We have our first look at Monte Olivia, the mountain that is the the emblem of the city.
After dropping our things, we set off for a quick tour the area by car. The city has a definite European tang in the housing areas.
Our first stop? Parque Nacional Tierra del Fuego, of course.
Located at the southern tip of the Andes, long board walks over wetlands lead to amazing remote areas.
We walk down some interesting paths.
To the water's edge. The Beagle Channel--named after Darwin's ship--is in the distance.
I loved this moss covered rock with its deep folds.
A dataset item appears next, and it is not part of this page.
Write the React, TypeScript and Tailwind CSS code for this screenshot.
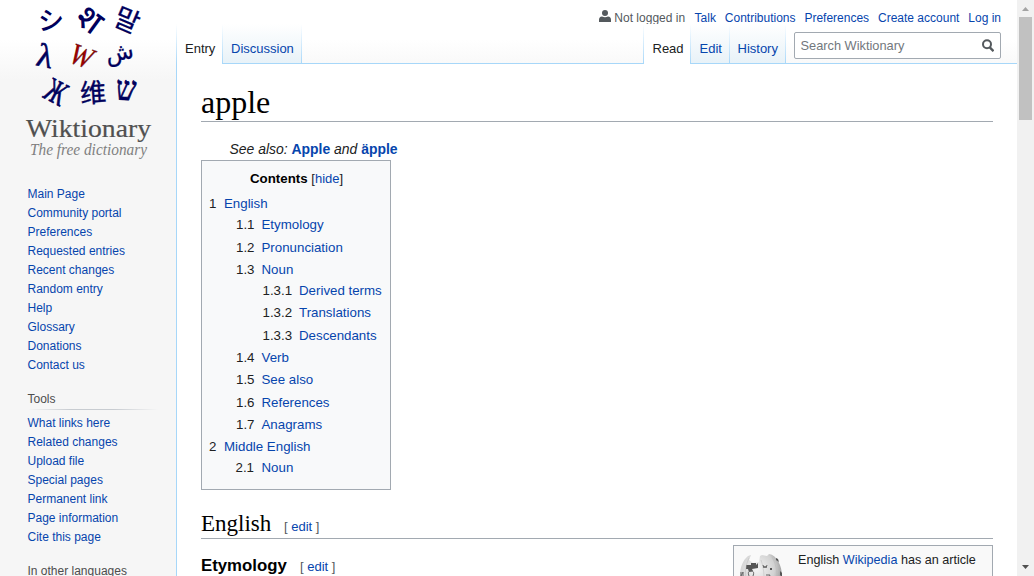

And I have no idea what this thing was under the water. Even the fish seem to be checking it out.
Just a beautiful place.
Next we visit La Roca, or Lago Acigami. An park area that reminds us of a mountain fiord.
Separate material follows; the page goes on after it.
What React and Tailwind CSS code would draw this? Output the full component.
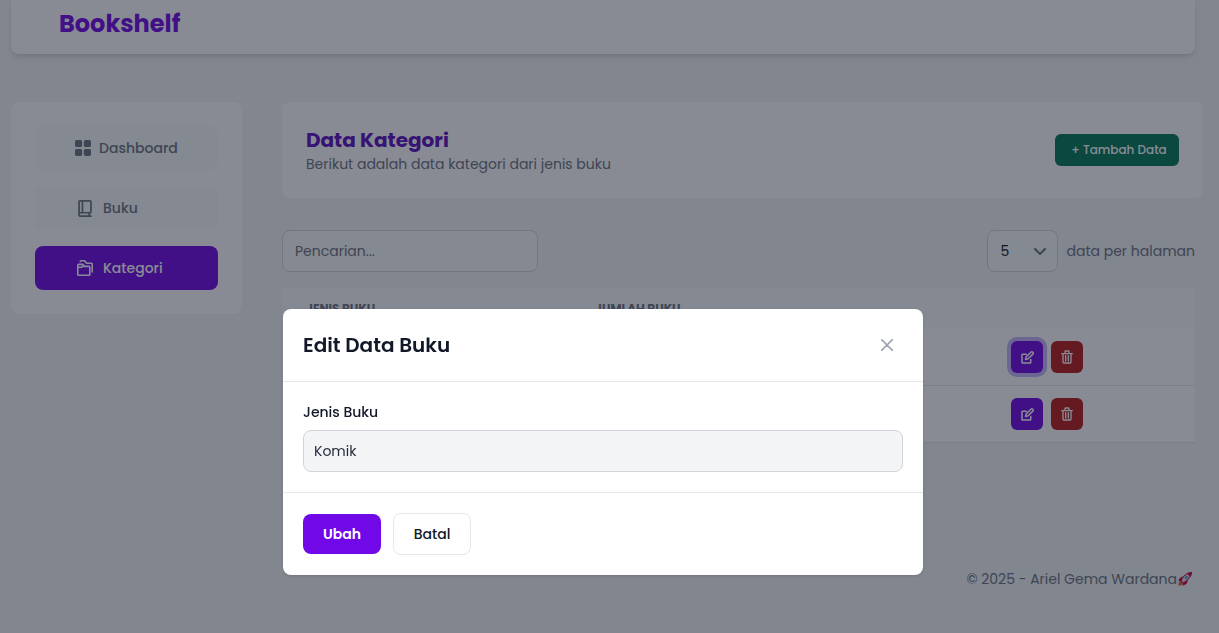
const BASE_STROKE = {
  fill: "none",
  stroke: "currentColor",
  strokeWidth: 2,
  strokeLinecap: "round",
  strokeLinejoin: "round",
  "aria-hidden": true,
};

function GridIcon() {
  return (
    <svg className="size-4" viewBox="0 0 18 18" fill="currentColor" aria-hidden="true">
      <rect x="0" y="0" width="8" height="8" rx="1.857" />
      <rect x="10" y="0" width="8" height="8" rx="1.857" />
      <rect x="0" y="10" width="8" height="8" rx="1.857" />
      <rect x="10" y="10" width="8" height="8" rx="1.857" />
    </svg>
  );
}

function BookIcon() {
  return (
    <svg className="h-[17px] w-[14px]" viewBox="0 0 16 20" {...BASE_STROKE}>
      <path d="M1 17V2a1 1 0 0 1 1-1h12a1 1 0 0 1 1 1v12a1 1 0 0 1-1 1H3a2 2 0 0 0-2 2Zm0 0a2 2 0 0 0 2 2h12M5 15V1m8 18v-4" />
    </svg>
  );
}

function FoldersIcon() {
  return (
    <svg className="size-4" viewBox="0 0 20 20" {...BASE_STROKE}>
      <path d="M1 9v9a1 1 0 0 0 1 1h13a1 1 0 0 0 1-1V9a1 1 0 0 0-1-1H9.500L7 5.500H2a1 1 0 0 0-1 1V9Zm0 0h5l2-1.500M4 2a1 1 0 0 1 1-1h4.500L12 4h6a1 1 0 0 1 1 1v10" />
    </svg>
  );
}

function EditIcon() {
  return (
    <svg className="size-[13px]" viewBox="0 0 20 20" {...BASE_STROKE} strokeWidth={2.3}>
      <path d="M8 5H2.500a1 1 0 0 0-1 1v11.500a1 1 0 0 0 1 1H14a1 1 0 0 0 1-1V13" />
      <path d="m7 13 1-4 7.200-7.200a2 2 0 0 1 3 3L11 12l-4 1Z" />
    </svg>
  );
}

function TrashIcon() {
  return (
    <svg className="h-[14px] w-3" viewBox="0 0 18 20" {...BASE_STROKE}>
      <path d="M1 5h16M7 8v8m4-8v8M7 1h4a1 1 0 0 1 1 1v3H6V2a1 1 0 0 1 1-1ZM3 5h12v13a1 1 0 0 1-1 1H4a1 1 0 0 1-1-1V5Z" />
    </svg>
  );
}

function RocketIcon() {
  return (
    <svg className="size-4" viewBox="0 0 32 32" role="img" aria-label="Roket">
      <path d="M3 29c-1-4 1-8 5-9l4 4c-1 4-5 6-9 5Z" fill="#e0603a" />
      <path d="M3 20c1-6 5-9 11-9l-5 10-6-1Zm8 9 1-6 9-5c1 6-3 10-10 11Z" fill="#c8003c" />
      <path d="M8 20c2-8 9-16 19-17 1 9-7 17-15 21l-4-4Z" fill="#d9d3dc" />
      <path d="M20 5c3-2 6-3 10-3 0 4-1 7-3 10l-7-7Z" fill="#c8003c" />
      <path d="M8 20C10 13 16 6 24 4M12 24c8-4 13-9 15-15M8 20l4 4" fill="none" stroke="#c8003c" strokeWidth="2" />
      <circle cx="19" cy="13" r="3" fill="#4b9bd0" />
    </svg>
  );
}

const MENU = [
  { label: "Dashboard", Icon: GridIcon, box: "w-4" },
  { label: "Buku", Icon: BookIcon, box: "w-5" },
  { label: "Kategori", Icon: FoldersIcon, box: "w-5", active: true },
];

function Sidebar() {
  return (
    <aside className="w-[231px] shrink-0 rounded-lg bg-white p-6">
      <nav className="flex flex-col gap-4">
        {MENU.map(({ label, Icon, box, active }) => (
          <a
            key={label}
            href="#"
            className={`flex h-11 items-center gap-2 rounded-lg pl-10 text-sm font-medium ${
              active ? "bg-violet-700 text-white" : "bg-[#f9fafb] text-[#6b7280]"
            }`}
          >
            <span className={`flex shrink-0 justify-center ${box}`}>
              <Icon />
            </span>
            {label}
          </a>
        ))}
      </nav>
    </aside>
  );
}

function CategoryRow({ selected }) {
  return (
    <tr className="border-b border-[#e5e7eb] bg-white">
      <td className="px-6 py-3" />
      <td className="px-6 py-3" />
      <td className="px-6 py-3">
        <div className="flex gap-2">
          <button
            type="button"
            aria-label="Ubah"
            className={`flex size-8 items-center justify-center rounded-md bg-violet-700 text-white ${
              selected ? "ring-4 ring-violet-300" : ""
            }`}
          >
            <EditIcon />
          </button>
          <button
            type="button"
            aria-label="Hapus"
            className="flex size-8 items-center justify-center rounded-md bg-[#b91c1c] text-white"
          >
            <TrashIcon />
          </button>
        </div>
      </td>
    </tr>
  );
}

function EditModal() {
  return (
    <div className="fixed inset-0 flex items-start justify-center bg-[#111827]/50 px-4 pt-[309px]">
      <div
        role="dialog"
        aria-modal="true"
        aria-labelledby="modal-title"
        className="mr-[13px] w-full max-w-[640px] rounded-lg bg-white shadow-sm"
      >
        <div className="flex items-center justify-between border-b border-[#e5e7eb] p-5">
          <h3 id="modal-title" className="text-xl leading-8 font-semibold text-[#111827]">
            Edit Data Buku
          </h3>
          <button
            type="button"
            aria-label="Tutup"
            className="flex size-8 items-center justify-center text-[#9ca3af]"
          >
            <svg className="size-3" viewBox="0 0 14 14" {...BASE_STROKE}>
              <path d="m1 1 6 6m0 0 6 6M7 7l6-6M7 7l-6 6" />
            </svg>
          </button>
        </div>
        <form>
          <div className="p-5">
            <label
              htmlFor="jenis"
              className="mb-2 block text-sm leading-5 font-medium text-[#111827]"
            >
              Jenis Buku
            </label>
            <input
              id="jenis"
              type="text"
              defaultValue="Komik"
              className="block h-[42px] w-full rounded-lg border border-[#d1d5db] bg-[#f3f4f6] px-[10px] text-sm text-[#1f2937]"
            />
          </div>
          <div className="flex items-center gap-3 border-t border-[#e5e7eb] px-5 py-5">
            <button
              type="submit"
              className="h-10 w-[78px] rounded-lg bg-violet-700 text-sm font-semibold text-white"
            >
              Ubah
            </button>
            <button
              type="button"
              className="h-[42px] w-[78px] rounded-lg border border-[#e5e7eb] bg-white text-sm font-medium text-[#111827]"
            >
              Batal
            </button>
          </div>
        </form>
      </div>
    </div>
  );
}

export default function App() {
  return (
    <div className="min-h-screen bg-[#f3f4f6] pr-4 pl-[11px] font-['Poppins','Inter',sans-serif] text-[#6b7280]">
      <header className="mr-2 rounded-b-lg bg-white px-12 pt-2 pb-[14px] shadow-md">
        <a href="#" className="text-2xl leading-8 font-bold text-violet-700">
          Bookshelf
        </a>
      </header>

      <div className="mt-12 flex items-start gap-10">
        <Sidebar />
        <main className="min-w-0 flex-1">
          <section className="flex items-center justify-between rounded-lg bg-white px-6 py-6">
            <div>
              <h1 className="text-xl leading-7 font-bold text-violet-800">Data Kategori</h1>
              <p className="text-sm leading-5">Berikut adalah data kategori dari jenis buku</p>
            </div>
            <button
              type="button"
              className="h-8 w-[124px] rounded-md bg-[#047857] pl-1 text-xs font-medium text-white"
            >
              + Tambah Data
            </button>
          </section>

          <div className="mt-8 mr-2 flex items-center justify-between">
            <input
              type="search"
              aria-label="Pencarian"
              placeholder="Pencarian..."
              className="h-[42px] w-64 rounded-lg border border-[#d1d5db] bg-[#f9fafb] px-3 text-sm placeholder:text-[#6b7280]"
            />
            <div className="flex items-center gap-2">
              <div className="grid items-center">
                <select
                  id="per-page"
                  defaultValue="5"
                  className="col-start-1 row-start-1 h-[42px] w-[71px] appearance-none rounded-lg border border-[#d1d5db] bg-[#f9fafb] px-3 text-sm text-[#111827]"
                >
                  <option>5</option>
                  <option>10</option>
                </select>
                <svg
                  className="pointer-events-none col-start-1 row-start-1 mr-3 h-[7px] w-3 justify-self-end text-[#6b7280]"
                  viewBox="0 0 12 7"
                  {...BASE_STROKE}
                >
                  <path d="m1 1 5 5 5-5" />
                </svg>
              </div>
              <label htmlFor="per-page" className="text-sm">
                data per halaman
              </label>
            </div>
          </div>

          <div className="mt-4 mr-2">
            <table className="w-full table-fixed text-left">
              <thead className="bg-[#f9fafb] text-xs uppercase">
                <tr className="h-[41px]">
                  <th className="w-[289px] px-6 font-bold">Jenis Buku</th>
                  <th className="w-[416px] px-6 font-bold">Jumlah Buku</th>
                  <th className="px-6" aria-label="Aksi" />
                </tr>
              </thead>
              <tbody>
                <CategoryRow selected />
                <CategoryRow />
              </tbody>
            </table>
          </div>

          <footer className="mt-[126px] mr-2 flex items-center justify-end pr-[2px] text-sm leading-5">
            <span>© 2025 - Ariel Gema Wardana</span>
            <RocketIcon />
          </footer>
        </main>
      </div>

      <EditModal />
    </div>
  );
}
We leave for a grilled bar-b-que lunch, Argentine style. Plates of ribs, steal, pork and blood sausages, vegetables--and it just keeps coming. Very good. Heading back to Ushuaia, we pass many trees with Chinese Lanterns. (A pla like mintstletoe that forms balls hanging from the trees)
We stop at Bahia Ensenada, on the Beagle Channel.
It has a "post office" of sorts, the Unidad Postal Fin del Mundo
I have no idea the story behind this, that was tacked to the wall inside...Nine dollar bill? Really?
Retuning to Ushuaia, we walked around town a bit. Very busy with many tourists, backpackers, etc.
We end our day back at our B+B, Patagonia Jarke. Tomorrow we head out on a catamaran tour down the Beagle Channel.